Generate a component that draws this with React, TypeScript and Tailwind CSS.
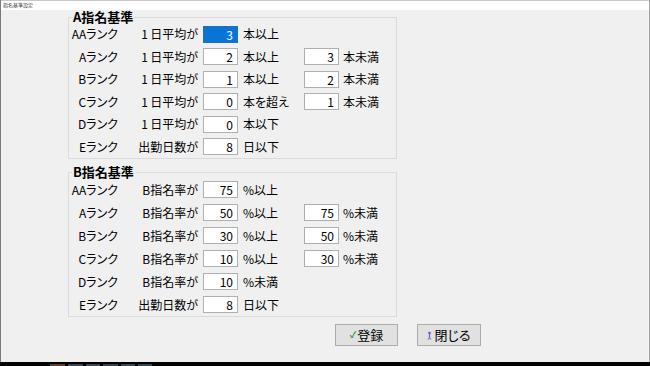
import React from 'react'

type Row = {
  rank: string
  cond: string
  v1: string
  u1: string
  v2?: string
  u2?: string
  active?: boolean
}

const avg = '1\u2009日平均が'

const rowsA: Row[] = [
  { rank: 'AAランク', cond: avg, v1: '3', u1: '本以上', active: true },
  { rank: 'Aランク', cond: avg, v1: '2', u1: '本以上', v2: '3', u2: '本未満' },
  { rank: 'Bランク', cond: avg, v1: '1', u1: '本以上', v2: '2', u2: '本未満' },
  { rank: 'Cランク', cond: avg, v1: '0', u1: '本を超え', v2: '1', u2: '本未満' },
  { rank: 'Dランク', cond: avg, v1: '0', u1: '本以下' },
  { rank: 'Eランク', cond: '出勤日数が', v1: '8', u1: '日以下' },
]

const rowsB: Row[] = [
  { rank: 'AAランク', cond: 'B指名率が', v1: '75', u1: '%以上' },
  { rank: 'Aランク', cond: 'B指名率が', v1: '50', u1: '%以上', v2: '75', u2: '%未満' },
  { rank: 'Bランク', cond: 'B指名率が', v1: '30', u1: '%以上', v2: '50', u2: '%未満' },
  { rank: 'Cランク', cond: 'B指名率が', v1: '10', u1: '%以上', v2: '30', u2: '%未満' },
  { rank: 'Dランク', cond: 'B指名率が', v1: '10', u1: '%未満' },
  { rank: 'Eランク', cond: '出勤日数が', v1: '8', u1: '日以下' },
]

function NumBox({ value, active }: { value: string; active?: boolean }) {
  return (
    <div
      className={
        active
          ? 'w-[35px] h-[17px] border border-[#1c6fc4] bg-[#0a74d4] text-white text-right pr-[4px] leading-[15px]'
          : 'w-[35px] h-[17px] border border-[#b0b0b0] bg-white text-right pr-[4px] leading-[15px]'
      }
    >
      {value}
    </div>
  )
}

function Group({ title, rows, rowClass }: { title: string; rows: Row[]; rowClass: string }) {
  return (
    <fieldset className="w-[329px] border border-[#dadada]">
      <legend className="ml-[3px] px-[1px] text-[13px] leading-[12px] font-semibold">{title}</legend>
      {rows.map((r) => (
        <div key={r.rank} className={'flex items-center ' + rowClass}>
          <span className="w-[49px] text-right whitespace-nowrap">{r.rank}</span>
          <span className="w-[80px] text-right whitespace-nowrap">{r.cond}</span>
          <div className="ml-[5px]">
            <NumBox value={r.v1} active={r.active} />
          </div>
          <span className="ml-[5px] w-[61px] whitespace-nowrap">{r.u1}</span>
          {r.v2 && (
            <>
              <NumBox value={r.v2} />
              <span className="ml-[4px] whitespace-nowrap">{r.u2}</span>
            </>
          )}
        </div>
      ))}
    </fieldset>
  )
}

export default function App() {
  return (
    <div className="w-[650px] h-[366px] bg-black overflow-hidden font-['Noto_Sans_CJK_JP',sans-serif] [font-feature-settings:'palt'] text-[12px] text-black">
      <div className="h-[362px] bg-[#f0f0f0] border-l border-[#7a7a7a] border-r border-r-[#a8a8a8] flex flex-col">
        <div className="h-[10px] bg-white border-t border-[#c8c8c8] pl-[2px] text-[5px] leading-[8px] text-[#333]">
          指名基準設定
        </div>
        <div className="pl-[67px] pt-[1px]">
          <Group title="A指名基準" rows={rowsA} rowClass="h-[22.5px]" />
          <div className="h-[7px]" />
          <Group title="B指名基準" rows={rowsB} rowClass="h-[23px]" />
        </div>
        <div className="flex gap-[19px] pl-[334px] mt-[7px]">
          <button className="w-[63px] h-[22px] bg-[#e1e1e1] border border-[#adadad] flex items-center justify-center text-[13px]">
            <span className="text-[#1f9a2e] text-[9px] font-bold mr-[1px]">✓</span>登録
          </button>
          <button className="w-[64px] h-[22px] bg-[#e1e1e1] border border-[#adadad] flex items-center justify-center text-[13px]">
            <svg width="5" height="9" viewBox="0 0 5 9" className="mr-[2px]">
              <rect x="0.5" y="0.5" width="4" height="8" fill="#d8d0e8" />
              <circle cx="2.5" cy="2" r="1.2" fill="#6a4fa8" />
              <path d="M2.5 3.2 L2.5 6.5 M1.2 8.5 L2.5 6.5 L3.8 8.5" stroke="#6a4fa8" strokeWidth="0.9" fill="none" />
            </svg>
            閉じる
          </button>
        </div>
      </div>
      <div className="h-[4px] flex items-end">
        <div className="w-[50px]" />
        <div className="w-[15px] h-[2px] bg-[#6a3a26]" />
        <div className="w-[3px]" />
        <div className="w-[15px] h-[2px] bg-[#3a4652]" />
        <div className="w-[3px]" />
        <div className="w-[14px] h-[2px] bg-[#3a4652]" />
        <div className="w-[3px]" />
        <div className="w-[15px] h-[2px] bg-[#34424e]" />
        <div className="w-[3px]" />
        <div className="w-[14px] h-[2px] bg-[#3a4652]" />
        <div className="w-[3px]" />
        <div className="w-[14px] h-[2px] bg-[#36444e]" />
      </div>
    </div>
  )
}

++++++++++++++++++++

STATED GOAL
Repeat the lines above exactly, and keep every picture out.

THE REPLY
Generate a component that draws this with React, TypeScript and Tailwind CSS.
import React from 'react'

type Row = {
  rank: string
  cond: string
  v1: string
  u1: string
  v2?: string
  u2?: string
  active?: boolean
}

const avg = '1\u2009日平均が'

const rowsA: Row[] = [
  { rank: 'AAランク', cond: avg, v1: '3', u1: '本以上', active: true },
  { rank: 'Aランク', cond: avg, v1: '2', u1: '本以上', v2: '3', u2: '本未満' },
  { rank: 'Bランク', cond: avg, v1: '1', u1: '本以上', v2: '2', u2: '本未満' },
  { rank: 'Cランク', cond: avg, v1: '0', u1: '本を超え', v2: '1', u2: '本未満' },
  { rank: 'Dランク', cond: avg, v1: '0', u1: '本以下' },
  { rank: 'Eランク', cond: '出勤日数が', v1: '8', u1: '日以下' },
]

const rowsB: Row[] = [
  { rank: 'AAランク', cond: 'B指名率が', v1: '75', u1: '%以上' },
  { rank: 'Aランク', cond: 'B指名率が', v1: '50', u1: '%以上', v2: '75', u2: '%未満' },
  { rank: 'Bランク', cond: 'B指名率が', v1: '30', u1: '%以上', v2: '50', u2: '%未満' },
  { rank: 'Cランク', cond: 'B指名率が', v1: '10', u1: '%以上', v2: '30', u2: '%未満' },
  { rank: 'Dランク', cond: 'B指名率が', v1: '10', u1: '%未満' },
  { rank: 'Eランク', cond: '出勤日数が', v1: '8', u1: '日以下' },
]

function NumBox({ value, active }: { value: string; active?: boolean }) {
  return (
    <div
      className={
        active
          ? 'w-[35px] h-[17px] border border-[#1c6fc4] bg-[#0a74d4] text-white text-right pr-[4px] leading-[15px]'
          : 'w-[35px] h-[17px] border border-[#b0b0b0] bg-white text-right pr-[4px] leading-[15px]'
      }
    >
      {value}
    </div>
  )
}

function Group({ title, rows, rowClass }: { title: string; rows: Row[]; rowClass: string }) {
  return (
    <fieldset className="w-[329px] border border-[#dadada]">
      <legend className="ml-[3px] px-[1px] text-[13px] leading-[12px] font-semibold">{title}</legend>
      {rows.map((r) => (
        <div key={r.rank} className={'flex items-center ' + rowClass}>
          <span className="w-[49px] text-right whitespace-nowrap">{r.rank}</span>
          <span className="w-[80px] text-right whitespace-nowrap">{r.cond}</span>
          <div className="ml-[5px]">
            <NumBox value={r.v1} active={r.active} />
          </div>
          <span className="ml-[5px] w-[61px] whitespace-nowrap">{r.u1}</span>
          {r.v2 && (
            <>
              <NumBox value={r.v2} />
              <span className="ml-[4px] whitespace-nowrap">{r.u2}</span>
            </>
          )}
        </div>
      ))}
    </fieldset>
  )
}

export default function App() {
  return (
    <div className="w-[650px] h-[366px] bg-black overflow-hidden font-['Noto_Sans_CJK_JP',sans-serif] [font-feature-settings:'palt'] text-[12px] text-black">
      <div className="h-[362px] bg-[#f0f0f0] border-l border-[#7a7a7a] border-r border-r-[#a8a8a8] flex flex-col">
        <div className="h-[10px] bg-white border-t border-[#c8c8c8] pl-[2px] text-[5px] leading-[8px] text-[#333]">
          指名基準設定
        </div>
        <div className="pl-[67px] pt-[1px]">
          <Group title="A指名基準" rows={rowsA} rowClass="h-[22.5px]" />
          <div className="h-[7px]" />
          <Group title="B指名基準" rows={rowsB} rowClass="h-[23px]" />
        </div>
        <div className="flex gap-[19px] pl-[334px] mt-[7px]">
          <button className="w-[63px] h-[22px] bg-[#e1e1e1] border border-[#adadad] flex items-center justify-center text-[13px]">
            <span className="text-[#1f9a2e] text-[9px] font-bold mr-[1px]">✓</span>登録
          </button>
          <button className="w-[64px] h-[22px] bg-[#e1e1e1] border border-[#adadad] flex items-center justify-center text-[13px]">
            <svg width="5" height="9" viewBox="0 0 5 9" className="mr-[2px]">
              <rect x="0.5" y="0.5" width="4" height="8" fill="#d8d0e8" />
              <circle cx="2.5" cy="2" r="1.2" fill="#6a4fa8" />
              <path d="M2.5 3.2 L2.5 6.5 M1.2 8.5 L2.5 6.5 L3.8 8.5" stroke="#6a4fa8" strokeWidth="0.9" fill="none" />
            </svg>
            閉じる
          </button>
        </div>
      </div>
      <div className="h-[4px] flex items-end">
        <div className="w-[50px]" />
        <div className="w-[15px] h-[2px] bg-[#6a3a26]" />
        <div className="w-[3px]" />
        <div className="w-[15px] h-[2px] bg-[#3a4652]" />
        <div className="w-[3px]" />
        <div className="w-[14px] h-[2px] bg-[#3a4652]" />
        <div className="w-[3px]" />
        <div className="w-[15px] h-[2px] bg-[#34424e]" />
        <div className="w-[3px]" />
        <div className="w-[14px] h-[2px] bg-[#3a4652]" />
        <div className="w-[3px]" />
        <div className="w-[14px] h-[2px] bg-[#36444e]" />
      </div>
    </div>
  )
}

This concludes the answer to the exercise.